WHAT YOU SHOULD DO
Repeat exactly the lines from the start of the entries below through the line containing "import styled from 'styled-components';". Omit the rest.

═══ EXERCISE INPUTS ═══

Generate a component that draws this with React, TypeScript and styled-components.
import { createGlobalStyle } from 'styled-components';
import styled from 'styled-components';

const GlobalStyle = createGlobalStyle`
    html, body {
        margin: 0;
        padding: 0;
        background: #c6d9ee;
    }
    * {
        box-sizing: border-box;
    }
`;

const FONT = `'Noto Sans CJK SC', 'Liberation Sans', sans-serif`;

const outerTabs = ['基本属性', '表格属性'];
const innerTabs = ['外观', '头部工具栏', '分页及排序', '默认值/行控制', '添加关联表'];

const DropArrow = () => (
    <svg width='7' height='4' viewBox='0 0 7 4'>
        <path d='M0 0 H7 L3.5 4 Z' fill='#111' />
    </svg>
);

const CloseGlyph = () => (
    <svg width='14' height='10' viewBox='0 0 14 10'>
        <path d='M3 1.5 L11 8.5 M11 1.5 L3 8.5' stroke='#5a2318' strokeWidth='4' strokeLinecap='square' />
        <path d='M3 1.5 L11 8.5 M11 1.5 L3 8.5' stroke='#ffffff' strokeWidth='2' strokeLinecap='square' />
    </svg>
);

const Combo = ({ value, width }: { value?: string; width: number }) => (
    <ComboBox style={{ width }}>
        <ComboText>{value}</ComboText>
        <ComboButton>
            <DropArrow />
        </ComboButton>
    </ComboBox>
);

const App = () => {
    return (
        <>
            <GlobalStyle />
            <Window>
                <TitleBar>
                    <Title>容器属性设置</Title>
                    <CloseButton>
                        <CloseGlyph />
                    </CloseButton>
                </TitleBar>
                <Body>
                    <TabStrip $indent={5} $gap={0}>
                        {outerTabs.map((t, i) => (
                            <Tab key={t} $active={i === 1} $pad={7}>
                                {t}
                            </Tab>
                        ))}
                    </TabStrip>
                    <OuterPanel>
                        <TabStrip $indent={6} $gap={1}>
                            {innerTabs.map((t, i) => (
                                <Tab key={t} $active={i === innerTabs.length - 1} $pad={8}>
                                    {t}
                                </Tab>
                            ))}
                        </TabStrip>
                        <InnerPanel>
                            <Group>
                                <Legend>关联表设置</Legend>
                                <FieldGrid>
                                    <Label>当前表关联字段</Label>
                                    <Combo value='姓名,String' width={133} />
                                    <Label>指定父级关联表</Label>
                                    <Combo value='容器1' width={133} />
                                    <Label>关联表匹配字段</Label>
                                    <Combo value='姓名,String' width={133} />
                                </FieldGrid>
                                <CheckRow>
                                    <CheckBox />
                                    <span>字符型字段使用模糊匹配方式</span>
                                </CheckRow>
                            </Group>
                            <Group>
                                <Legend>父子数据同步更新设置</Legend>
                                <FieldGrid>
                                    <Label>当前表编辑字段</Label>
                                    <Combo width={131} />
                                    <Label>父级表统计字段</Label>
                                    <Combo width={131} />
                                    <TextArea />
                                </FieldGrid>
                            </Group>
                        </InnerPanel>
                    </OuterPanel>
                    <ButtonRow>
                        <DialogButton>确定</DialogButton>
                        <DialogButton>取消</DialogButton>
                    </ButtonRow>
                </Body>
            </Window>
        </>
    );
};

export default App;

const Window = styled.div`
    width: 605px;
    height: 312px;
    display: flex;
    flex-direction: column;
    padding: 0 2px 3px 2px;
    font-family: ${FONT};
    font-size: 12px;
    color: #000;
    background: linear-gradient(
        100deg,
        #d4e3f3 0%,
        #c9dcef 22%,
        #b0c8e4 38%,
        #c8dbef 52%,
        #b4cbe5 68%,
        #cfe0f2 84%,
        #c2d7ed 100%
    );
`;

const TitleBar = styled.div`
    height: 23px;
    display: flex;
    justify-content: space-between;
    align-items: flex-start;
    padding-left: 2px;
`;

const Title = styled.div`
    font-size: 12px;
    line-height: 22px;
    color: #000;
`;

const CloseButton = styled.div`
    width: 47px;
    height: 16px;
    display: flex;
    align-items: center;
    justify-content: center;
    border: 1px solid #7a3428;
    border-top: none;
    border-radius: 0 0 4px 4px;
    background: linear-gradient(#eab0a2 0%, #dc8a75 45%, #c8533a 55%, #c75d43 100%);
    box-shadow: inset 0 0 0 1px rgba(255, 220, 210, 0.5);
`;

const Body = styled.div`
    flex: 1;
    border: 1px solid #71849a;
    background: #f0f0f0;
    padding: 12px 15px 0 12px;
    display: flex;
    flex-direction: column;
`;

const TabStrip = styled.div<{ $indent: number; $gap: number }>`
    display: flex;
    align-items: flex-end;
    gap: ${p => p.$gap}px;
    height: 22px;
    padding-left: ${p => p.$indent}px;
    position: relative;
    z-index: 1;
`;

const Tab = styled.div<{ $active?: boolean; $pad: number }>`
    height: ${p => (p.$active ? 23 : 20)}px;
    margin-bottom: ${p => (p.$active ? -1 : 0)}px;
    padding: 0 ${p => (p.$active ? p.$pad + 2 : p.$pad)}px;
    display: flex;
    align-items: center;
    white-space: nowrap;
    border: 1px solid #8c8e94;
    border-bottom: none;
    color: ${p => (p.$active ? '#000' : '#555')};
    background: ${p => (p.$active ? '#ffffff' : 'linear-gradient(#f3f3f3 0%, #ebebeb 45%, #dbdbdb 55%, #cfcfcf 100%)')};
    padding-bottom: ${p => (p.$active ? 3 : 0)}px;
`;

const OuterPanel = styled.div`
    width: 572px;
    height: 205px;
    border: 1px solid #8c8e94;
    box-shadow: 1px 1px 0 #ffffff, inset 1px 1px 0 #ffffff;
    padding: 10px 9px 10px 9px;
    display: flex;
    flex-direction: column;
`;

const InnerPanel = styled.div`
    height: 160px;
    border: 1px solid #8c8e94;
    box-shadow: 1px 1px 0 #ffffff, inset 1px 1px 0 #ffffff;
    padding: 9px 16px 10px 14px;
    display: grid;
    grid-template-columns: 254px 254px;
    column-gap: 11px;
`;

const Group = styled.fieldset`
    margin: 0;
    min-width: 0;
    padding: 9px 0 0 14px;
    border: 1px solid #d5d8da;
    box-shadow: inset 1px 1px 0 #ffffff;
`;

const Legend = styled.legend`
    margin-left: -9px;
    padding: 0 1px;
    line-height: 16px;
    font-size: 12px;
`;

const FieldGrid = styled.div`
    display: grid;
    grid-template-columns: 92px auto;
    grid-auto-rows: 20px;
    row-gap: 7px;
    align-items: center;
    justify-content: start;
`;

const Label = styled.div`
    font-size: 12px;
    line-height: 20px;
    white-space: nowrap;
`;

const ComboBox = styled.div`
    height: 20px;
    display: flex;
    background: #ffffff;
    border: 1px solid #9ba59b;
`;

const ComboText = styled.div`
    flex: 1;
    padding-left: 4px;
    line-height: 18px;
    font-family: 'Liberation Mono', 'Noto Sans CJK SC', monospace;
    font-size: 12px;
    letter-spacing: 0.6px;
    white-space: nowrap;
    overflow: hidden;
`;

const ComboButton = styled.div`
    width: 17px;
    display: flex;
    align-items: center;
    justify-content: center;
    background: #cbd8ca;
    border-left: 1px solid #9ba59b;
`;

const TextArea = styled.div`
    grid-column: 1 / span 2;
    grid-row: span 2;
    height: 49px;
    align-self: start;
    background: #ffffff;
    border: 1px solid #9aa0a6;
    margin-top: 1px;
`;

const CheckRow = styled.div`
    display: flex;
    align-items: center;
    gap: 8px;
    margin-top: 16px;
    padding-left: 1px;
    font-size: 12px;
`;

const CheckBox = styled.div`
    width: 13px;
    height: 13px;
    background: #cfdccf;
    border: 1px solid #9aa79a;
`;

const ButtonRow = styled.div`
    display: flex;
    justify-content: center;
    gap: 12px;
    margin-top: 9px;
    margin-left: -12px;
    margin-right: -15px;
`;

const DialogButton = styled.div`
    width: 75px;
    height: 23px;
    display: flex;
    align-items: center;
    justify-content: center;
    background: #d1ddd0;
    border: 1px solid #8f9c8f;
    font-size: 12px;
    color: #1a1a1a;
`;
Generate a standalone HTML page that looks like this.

═══

OUTPUT OF THE EXERCISE
Generate a component that draws this with React, TypeScript and styled-components.
import { createGlobalStyle } from 'styled-components';
import styled from 'styled-components';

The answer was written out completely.